Child Plan
Investing in child plans
Basic Principles:
Please check This. You need to define the following 2 things-
1. Time horizon. If you will not need the money in next 10 years, the equity allocation would be 80-100%. If it is 5-10 years, then equity allocation would be 50-70%. Etc. It really depends upon the age of your child and when you would approximately require that money. Say, if you child is 10 years old, and you may need the money at 18 years, then the approx. time horizon is 7-8 years. While, if the child is 3 years old, the time horizon will be 15+ years. 2. Your own investment psychology. The above allocations are kind of aggressive. You may want to tone it down by 10-20% from equity to debt. You may want to add Gold as some percentage.
ASSET ALLOCATION Plan to be Used and Managed:
The baskets 1,2,3 Plan can be used in REVERSE. This means-
    1.
    When the goal is > 3 years away, keep the money in Basket 3 in the respective equity and debt assets (funds). This means keep 70% into equity and 30% in long term debt.
    2.
    When the goal is within 3 years away, transfer the money into Basket 2 type of allocation. This means start transferring money from equity to long term debt asset.
    3.
    When the goal is within 1 year, then transfer the money from both equities and long term debt to Short Term Debt instruments.

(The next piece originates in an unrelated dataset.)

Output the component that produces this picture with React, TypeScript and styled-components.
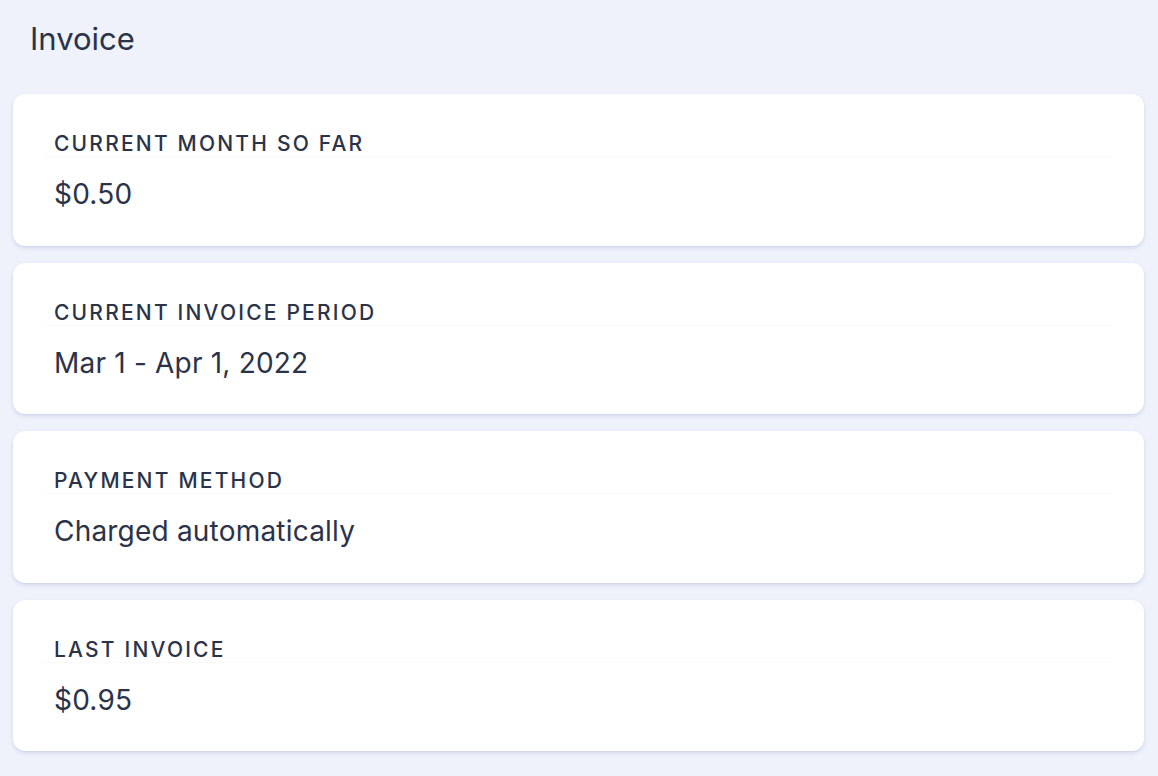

For you as an EXAMPLE, if the child is 3 years and you want to invest your 50 lakhs and use it for him/her partly for undergrad admission at 18 years (time horizon of 15 years) and rest at 25 years (say marriage or some other education degree). I also assume you have a fairly conservative kind of investment method.
    1.
    Put all the money into an equity oriented hybrid fund (eg. Franklin Templeton Balanced / HDFC Balanced fund. Basically, any fund with a long good track record backed by a stable and good management team), in 1 go (or say in a short period of time of 3-6months). Keep the money in there for next 12 years.
    2.
    At the age of 15 years of child, you migrate part of your money from that equity-oriented fund to a long term debt fund (in the same AMC) as per approx. need at 18 years. Eg. If we take a 10% annual growth rate (very conservative for this type of fund), you will have an approx. amount of 1.5 crore. If you want 80lakhs at 18 years, you will want to shift the entire 80lakhs into the long term debt fund for 2 years or so. While the rest 70lakhs will remain in the equity hybrid fund.
    3.
    At age 17 years, you will shift the value of those 80lakhs from the long term debt fund into a liquid/short term fund and use it whenever you need.
    4.
    At age 22, you shift the entire corpus from equity fund (approx. value of 1.1 crore @ 10% CAGR) to the long term debt fund. And at age 24, you shift it to a liquid fund/short term fund.
VARIATIONS / MODIFICATIONS:
    1.
    If you have a slightly aggressive mindset (aggressive means you can undergo the deep cut associated with equity investments), you can use either a large cap fund (like Franklin Blue Chip Fund or HDFC Top 200) or a multicap fund (like Franklin Prima Plus or HDFC Equity or DSP Equity) instead of the equity-oriented hybrid fund mentioned above.
    2.
    It is not necessary to use Indian instruments alone. You may want to use your own resident country's funds too. Say you are living in USA, then you can use their index funds and manage accordingly. The basic idea remains the same.
    3.
    If you want to use a Ulip with a marketing name of “Child” placed in it (No, there is no major difference between a non-child Ulip or a Child named Ulip except as a marketing tool), so be it. Please do go through the Ulip primer to understand them first. The shifting across equity, long term debt and short-term/liquid debt instruments would remain the same in principle. There is one added advantage in the sense that the money will remain tied into that for the entire duration, which can be a good thing.
    4.
    It is preferable to use Direct route to AMCs if you are clear about the entire concept.
    5.
    One can take the help of a professional financial planner too for actual management of the instruments. The entire above thing will then at least guide you.
    6.
    If the goal is single or multiple, the above example can be modified accordingly.
Some Major Questions which can be asked:
    1.
    Why one equity / equity-oriented hybrid fund? Many people advise for 3-4 funds. The reason being a well-managed single fund gives enough diversification. Adding more funds does not increase diversification. On the other hand, multiple funds start to make the entire portfolio like a broad-market index, at the cost of active management. If you want, you can use an index fund too (eg. IDFC Index fund is one of the lowest cost fund, while Franklin Index fund is well managed too but more expensive). Also, in case of real reasons for changing over a fund, it is much easier to monitor and change from a single fund to another fund company rather than juggling around with 2/3/4 different companies.
    2.
    Can Fixed Deposits be Used? They can be used in the end periods. In the earlier periods, because of adverse tax treatment of these (1. Taxable at marginal rate of tax, 2. Tax deduction at source and 3. Tax on accrual basis and not at the time of Realisation), I do not recommend it. The corresponding debt funds are much better in this respect.
    3.
    Can PPF be used? As the debt asset part, it can be, if the goal is beyond 15 years.